BOSTON - Kenneth Scott Alcock, of Westborough, was convicted today in federal court on federal tax charges. Alcock pleaded guilty to conspiracy and three counts of tax evasion before U.S. District Judge F. Dennis Saylor, IV in Worcester.
Alcock is the fourth defendant to plead guilty in this matter. Gary Alcock, Myron Thorick and Gail Thorick pleaded guilty to conspiracy and tax evasion charges on Dec. 9, 2011. Defendants William Scott Dion, Catherine Floyd and Charles Adams are scheduled for trial on March 1, 2012.

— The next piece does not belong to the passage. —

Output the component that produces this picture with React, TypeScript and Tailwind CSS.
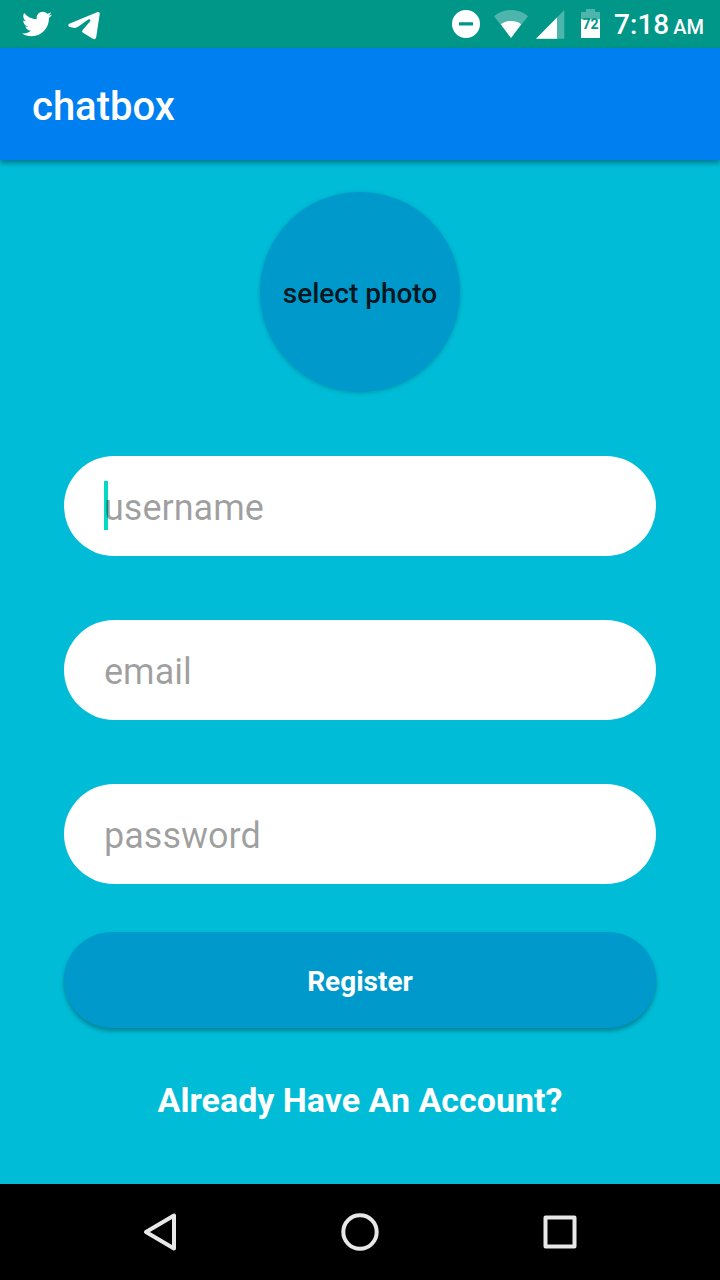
import React from "react";
import { FaTwitter } from "react-icons/fa";

function TelegramIcon() {
  return (
    <svg viewBox="0 0 32 28" className="h-7 w-8" fill="#fff" aria-hidden="true">
      <path d="M1.200 11.700 29.600.1Q31.900-.5 31.700 2L28.200 25.200Q27.600 28 24.800 26.800L15 20.800Q13.400 19.700 14.600 18L22 9.400Q22.800 8.200 22 7.500Q21.200 7 20.200 7.500L10.400 14.600Q8.500 16 6.600 15.900L1.600 14.900Q-.9 13.100 1.200 11.700z" />
    </svg>
  );
}

function StatusBar() {
  return (
    <div className="flex h-12 items-center justify-between bg-[#009688] pr-4 pl-[22px]">
      <div className="flex items-center gap-4">
        <FaTwitter className="h-[30px] w-[30px] text-white" aria-hidden="true" />
        <div className="pt-1">
          <TelegramIcon />
        </div>
      </div>
      <div className="flex items-center text-white">
        <svg viewBox="0 0 152 48" className="h-12 w-[152px]" aria-hidden="true">
          <path
            fillRule="evenodd"
            fill="#fff"
            d="M16 10a14 14 0 1 0 0 28a14 14 0 1 0 0-28zM9 22.300h14v3.200H9z"
          />
          <path fill="#fff" fillOpacity=".3" d="M61 38 44 16.200C48.500 12.200 54.500 10 61 10s12.500 2.200 17 6.200z" />
          <path fill="#fff" d="M61 38 50.800 24.200C53.500 22.100 57 21 61 21s7.500 1.100 10.200 3.200z" />
          <path fill="#fff" fillOpacity=".3" d="M86 38.700 114.300 10v28.700z" />
          <path fill="#fff" d="M86 38.700 107 17.400v21.300z" />
          <path fill="#fff" fillOpacity=".3" d="M136 9h9v3h5v7.200h-19V12h5z" />
          <path fill="#fff" d="M131 19.200h19V38h-19z" />
          <text
            x="140.500"
            y="29"
            textAnchor="middle"
            fill="#009688"
            className="font-['Roboto'] text-[14px] font-bold"
          >
            72
          </text>
        </svg>
        <div className="flex items-baseline gap-1 pt-1 pl-3">
          <span className="text-[28px] leading-8 font-medium">7:18</span>
          <span className="text-[20px] leading-8 font-medium">AM</span>
        </div>
      </div>
    </div>
  );
}

type FieldProps = { id: string; label: string; type: string; caret?: boolean };

function Field({ id, label, type, caret }: FieldProps) {
  return (
    <div className="relative h-[100px] rounded-full bg-white">
      {caret && <span className="absolute top-[25px] left-10 h-[49px] w-1 bg-[#03dac5]" />}
      <input
        id={id}
        name={id}
        type={type}
        aria-label={label}
        placeholder={label}
        className="relative h-full w-full rounded-full bg-transparent px-10 pt-1 text-[36px] text-black/85 outline-none placeholder:text-black/38"
      />
    </div>
  );
}

function NavBar() {
  return (
    <nav className="flex h-24 items-center justify-center gap-[152px] bg-black">
      <button type="button" aria-label="Back" className="h-12 w-12">
        <svg viewBox="0 0 48 48" fill="none" stroke="#e8e8e8" strokeWidth="4" strokeLinejoin="round">
          <path d="M38 7.500v33L10 24z" />
        </svg>
      </button>
      <button type="button" aria-label="Home" className="h-12 w-12">
        <svg viewBox="0 0 48 48" fill="none" stroke="#e8e8e8" strokeWidth="4">
          <circle cx="24" cy="24" r="16.700" />
        </svg>
      </button>
      <button type="button" aria-label="Recent apps" className="h-12 w-12">
        <svg viewBox="0 0 48 48" fill="none" stroke="#e8e8e8" strokeWidth="4" strokeLinejoin="round">
          <path d="M9.500 9.500h29v29h-29z" />
        </svg>
      </button>
    </nav>
  );
}

export default function App() {
  return (
    <div className="flex min-h-screen flex-col bg-[#00bcd7] font-['Roboto',sans-serif]">
      <StatusBar />
      <header className="flex h-28 items-center bg-[#0080f0] px-8 pt-[6px] shadow-[0_3px_5px_rgba(0,0,0,0.35)]">
        <h1 className="text-[40px] leading-12 font-medium text-white">chatbox</h1>
      </header>
      <main className="flex flex-1 flex-col px-16 pt-8">
        <button
          type="button"
          className="h-[200px] w-[200px] self-center rounded-full bg-[#0099cc] pt-1 text-[28px] font-medium text-black/87 shadow-[0_1px_4px_rgba(0,0,0,0.2)]"
        >
          select photo
        </button>
        <form className="flex flex-col pt-16" onSubmit={(e) => e.preventDefault()}>
          <div className="flex flex-col gap-16">
            <Field id="username" label="username" type="text" caret />
            <Field id="email" label="email" type="email" />
            <Field id="password" label="password" type="password" />
          </div>
          <button
            type="submit"
            className="mt-12 h-24 rounded-full bg-[#0099cc] pt-1 text-[28px] font-bold text-white shadow-[0_3px_4px_rgba(0,0,0,0.3)]"
          >
            Register
          </button>
        </form>
        <a href="#login" className="mt-12 self-center text-[34px] leading-12 font-bold text-white">
          Already Have An Account?
        </a>
      </main>
      <NavBar />
    </div>
  );
}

At the plea hearing today, the government informed the court that if the matter had proceeded to trial, the evidence would have shown that Alcock failed to file a personal tax return for 15 years beginning in 1990. Between 2000 and 2005, Alcock worked as a self-employed truck driver and engaged in numerous efforts to evade federal taxes. With respect to his personal income taxes, Alcock subscribed to tax fraud schemes to help him conceal his personal income and assets. Specifically, Alcock arranged to have a nominee entity named “Scottco Enterprises” created and routed his income through that nominee entity. He also concealed his finances by placing his income and assets in a private warehouse bank scheme. Unlike a regular bank, the private warehouse bank required no identification and no social security number of its subscribers, and Alcock’s funds were commingled with funds of numerous other subscribers in order to further mask the true ownership. Alcock reported no income and paid no taxes on the money routed through his nominee “Scottco Enterprises” or placed in the private warehouse bank.
The government further stated that evidence would have shown that Alcock joined his brother, Gary Alcock, in efforts to evade payroll taxes owed by his brother’s trucking business operating under the names G&K Trucking Co. and Barkmulch & Loam Co., in Shrewsbury, Mass. When the trucking business accumulated a substantial amount of debt to the IRS for unpaid payroll taxes, Alcock and his brother subscribed to a payroll tax fraud scheme operating under the name Contract America in order to pay employees “off the books” and to conceal those wages from the IRS.
The government informed the court that the tax evasion offenses resulted in a federal tax loss of at least $107,000.
Alcock is scheduled to be sentenced on April 30, 2012. He faces up to five years in prison on the conspiracy count and on each of the three tax evasion counts, to be followed by up to three years of supervised release and fines of up to $250,000 or twice the financial gain to the defendant or loss to the IRS.
United States Attorney Carmen M. Ortiz; John A. DiCicco, Principal Deputy Assistant Attorney General for the Justice Department’s Tax Division; and William P. Offord, Special Agent in Charge of the Internal Revenue Service’s Criminal Investigation in Boston made the announcement today.
The case is being prosecuted by Assistant U.S. Attorney Victor A. Wild of Ortiz’s Economic Crimes Unit and Assistant Chief John N. Kane and Trial Attorney Jeffrey L. Shih of the Justice Department’s Tax Division.